## [WHAT YOU NEED TO DO]
Restate the data below word for word. Skip any images it contains.

## [GIVEN MATERIAL]
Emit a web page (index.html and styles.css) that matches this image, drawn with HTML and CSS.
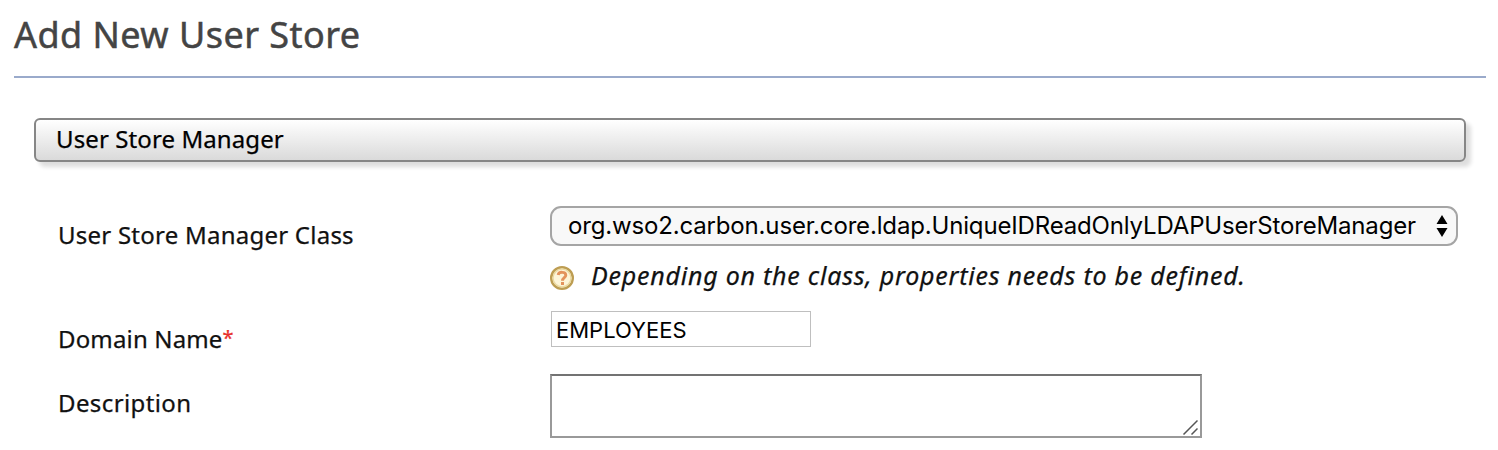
FILE: index.html
```html
<!DOCTYPE html>
<html lang="en">
<head>
<meta charset="utf-8">
<title>Add New User Store</title>
<link rel="stylesheet" href="styles.css">
</head>
<body>
<main class="page">
  <h1 class="page-title"><span class="title-text">Add New User Store</span></h1>
  <section class="panel">
    <h2 class="panel-heading"><span class="heading-text">User Store Manager</span></h2>
    <form class="form">
      <div class="row row-class">
        <label class="label"><span class="class-text">User Store Manager Class</span></label>
        <div class="field">
          <div class="select" role="combobox">
            <span class="select-text">org.wso2.carbon.user.core.ldap.UniqueIDReadOnlyLDAPUserStoreManager</span>
            <svg class="arrows" width="12" height="22" viewBox="0 0 12 22"><path d="M6 0L11.500 9H.5zM6 22L11.500 13H.5z"/></svg>
          </div>
          <div class="hint">
            <svg class="help" width="24" height="24" viewBox="0 0 24 24">
              <circle cx="12" cy="12" r="10.8" fill="#fdf5d8" stroke="#bd9d52" stroke-width="2.4"/>
              <circle cx="12" cy="12" r="9" fill="none" stroke="#ead9a2" stroke-width="1.4"/>
              <path d="M8.200 9C8.600 5.400 15.800 5.400 15.800 9.200C15.800 11.700 12.500 11.700 12.500 14.800" fill="none" stroke="#e3935c" stroke-width="2.900"/>
              <rect x="11" y="16" width="3" height="3" fill="#e3935c"/>
            </svg>
            <em class="hint-text">Depending on the class, properties needs to be defined.</em>
          </div>
        </div>
      </div>
      <div class="row row-domain">
        <label class="label"><span class="domain-text">Domain Name</span><span class="required">*</span></label>
        <div class="input"><span class="input-text">EMPLOYEES</span></div>
      </div>
      <div class="row row-description">
        <label class="label"><span class="description-text">Description</span></label>
        <div class="textarea">
          <svg class="grip" width="16" height="16" viewBox="0 0 16 16"><path d="M1.500 15.500L15.500 1.500M9.500 15.500L15.500 9.500"/></svg>
        </div>
      </div>
    </form>
  </section>
</main>
</body>
</html>
```
FILE: styles.css
```css
* { box-sizing: border-box; }
body {
  margin: 0;
  height: 450px;
  overflow: hidden;
  background: #fff;
  color: #111;
  font: 24px/32px "Noto Sans", "Open Sans", sans-serif;
  -webkit-text-stroke: 0.25px currentColor;
}
.page { padding: 0 12px 0 14px; }
.page-title {
  margin: 0;
  height: 78px;
  padding-top: 11px;
  border-bottom: 2px solid #9aaacb;
  color: #444;
  font-size: 36px;
  font-weight: 400;
  letter-spacing: 0.46px;
  line-height: 48px;
  -webkit-text-stroke-width: 0.5px;
}
.panel { padding: 40px 20px 0; }
.panel-heading {
  margin: 0;
  height: 44px;
  padding: 3px 20px;
  border: 2px solid #868686;
  border-radius: 6px;
  background: linear-gradient(#fff, #dadada);
  box-shadow: 5px 5px 4px #dedede;
  color: #000;
  font-size: 24px;
  font-weight: 400;
  letter-spacing: 0.1px;
  line-height: 32px;
}
.form { padding: 44px 0 0 24px; }
.row { display: grid; grid-template-columns: 492px 1fr; align-items: start; }
.row-class { height: 105px; }
.row-domain { height: 63px; }
.row-class .label { padding-top: 13px; letter-spacing: 0.24px; }
.row-domain .label { padding-top: 12px; letter-spacing: 0.15px; }
.row-description .label { padding-top: 13px; letter-spacing: 0.39px; }
.label { white-space: nowrap; }
.required { color: #e8302a; font-size: 20px; line-height: 20px; vertical-align: 3px; }
.select {
  display: flex;
  justify-content: space-between;
  align-items: center;
  width: 908px;
  height: 40px;
  padding: 0 8px 0 16px;
  border: 2px solid #a5a5a5;
  border-radius: 11px;
  background: #f8f8f8;
  color: #000;
  font-family: Inter, Roboto, sans-serif;
  letter-spacing: -0.16px;
  white-space: nowrap;
  -webkit-text-stroke-width: 0;
}
.arrows { flex: none; }
.hint { display: flex; padding-top: 13px; gap: 17px; }
.help { margin-top: 7px; }
.hint-text { font-size: 25px; letter-spacing: 0.77px; white-space: nowrap; }
.input {
  width: 260px;
  height: 36px;
  margin-left: 1px;
  padding: 1px 4px;
  border: 1px solid #bfbfbf;
  color: #000;
  font: 22px/34px Inter, Roboto, sans-serif;
  -webkit-text-stroke-width: 0;
}
.textarea {
  display: flex;
  justify-content: flex-end;
  align-items: flex-end;
  width: 652px;
  height: 64px;
  padding: 0 2px 1px 0;
  border: 2px solid #999;
  border-top-color: #737373;
}
.grip { fill: none; stroke: #555; stroke-width: 1.5; }
```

## [SOLUTION]
Emit a web page (index.html and styles.css) that matches this image, drawn with HTML and CSS.
FILE: index.html
```html
<!DOCTYPE html>
<html lang="en">
<head>
<meta charset="utf-8">
<title>Add New User Store</title>
<link rel="stylesheet" href="styles.css">
</head>
<body>
<main class="page">
  <h1 class="page-title"><span class="title-text">Add New User Store</span></h1>
  <section class="panel">
    <h2 class="panel-heading"><span class="heading-text">User Store Manager</span></h2>
    <form class="form">
      <div class="row row-class">
        <label class="label"><span class="class-text">User Store Manager Class</span></label>
        <div class="field">
          <div class="select" role="combobox">
            <span class="select-text">org.wso2.carbon.user.core.ldap.UniqueIDReadOnlyLDAPUserStoreManager</span>
            <svg class="arrows" width="12" height="22" viewBox="0 0 12 22"><path d="M6 0L11.500 9H.5zM6 22L11.500 13H.5z"/></svg>
          </div>
          <div class="hint">
            <svg class="help" width="24" height="24" viewBox="0 0 24 24">
              <circle cx="12" cy="12" r="10.8" fill="#fdf5d8" stroke="#bd9d52" stroke-width="2.4"/>
              <circle cx="12" cy="12" r="9" fill="none" stroke="#ead9a2" stroke-width="1.4"/>
              <path d="M8.200 9C8.600 5.400 15.800 5.400 15.800 9.200C15.800 11.700 12.500 11.700 12.500 14.800" fill="none" stroke="#e3935c" stroke-width="2.900"/>
              <rect x="11" y="16" width="3" height="3" fill="#e3935c"/>
            </svg>
            <em class="hint-text">Depending on the class, properties needs to be defined.</em>
          </div>
        </div>
      </div>
      <div class="row row-domain">
        <label class="label"><span class="domain-text">Domain Name</span><span class="required">*</span></label>
        <div class="input"><span class="input-text">EMPLOYEES</span></div>
      </div>
      <div class="row row-description">
        <label class="label"><span class="description-text">Description</span></label>
        <div class="textarea">
          <svg class="grip" width="16" height="16" viewBox="0 0 16 16"><path d="M1.500 15.500L15.500 1.500M9.500 15.500L15.500 9.500"/></svg>
        </div>
      </div>
    </form>
  </section>
</main>
</body>
</html>
```
FILE: styles.css
```css
* { box-sizing: border-box; }
body {
  margin: 0;
  height: 450px;
  overflow: hidden;
  background: #fff;
  color: #111;
  font: 24px/32px "Noto Sans", "Open Sans", sans-serif;
  -webkit-text-stroke: 0.25px currentColor;
}
.page { padding: 0 12px 0 14px; }
.page-title {
  margin: 0;
  height: 78px;
  padding-top: 11px;
  border-bottom: 2px solid #9aaacb;
  color: #444;
  font-size: 36px;
  font-weight: 400;
  letter-spacing: 0.46px;
  line-height: 48px;
  -webkit-text-stroke-width: 0.5px;
}
.panel { padding: 40px 20px 0; }
.panel-heading {
  margin: 0;
  height: 44px;
  padding: 3px 20px;
  border: 2px solid #868686;
  border-radius: 6px;
  background: linear-gradient(#fff, #dadada);
  box-shadow: 5px 5px 4px #dedede;
  color: #000;
  font-size: 24px;
  font-weight: 400;
  letter-spacing: 0.1px;
  line-height: 32px;
}
.form { padding: 44px 0 0 24px; }
.row { display: grid; grid-template-columns: 492px 1fr; align-items: start; }
.row-class { height: 105px; }
.row-domain { height: 63px; }
.row-class .label { padding-top: 13px; letter-spacing: 0.24px; }
.row-domain .label { padding-top: 12px; letter-spacing: 0.15px; }
.row-description .label { padding-top: 13px; letter-spacing: 0.39px; }
.label { white-space: nowrap; }
.required { color: #e8302a; font-size: 20px; line-height: 20px; vertical-align: 3px; }
.select {
  display: flex;
  justify-content: space-between;
  align-items: center;
  width: 908px;
  height: 40px;
  padding: 0 8px 0 16px;
  border: 2px solid #a5a5a5;
  border-radius: 11px;
  background: #f8f8f8;
  color: #000;
  font-family: Inter, Roboto, sans-serif;
  letter-spacing: -0.16px;
  white-space: nowrap;
  -webkit-text-stroke-width: 0;
}
.arrows { flex: none; }
.hint { display: flex; padding-top: 13px; gap: 17px; }
.help { margin-top: 7px; }
.hint-text { font-size: 25px; letter-spacing: 0.77px; white-space: nowrap; }
.input {
  width: 260px;
  height: 36px;
  margin-left: 1px;
  padding: 1px 4px;
  border: 1px solid #bfbfbf;
  color: #000;
  font: 22px/34px Inter, Roboto, sans-serif;
  -webkit-text-stroke-width: 0;
}
.textarea {
  display: flex;
  justify-content: flex-end;
  align-items: flex-end;
  width: 652px;
  height: 64px;
  padding: 0 2px 1px 0;
  border: 2px solid #999;
  border-top-color: #737373;
}
.grip { fill: none; stroke: #555; stroke-width: 1.5; }
```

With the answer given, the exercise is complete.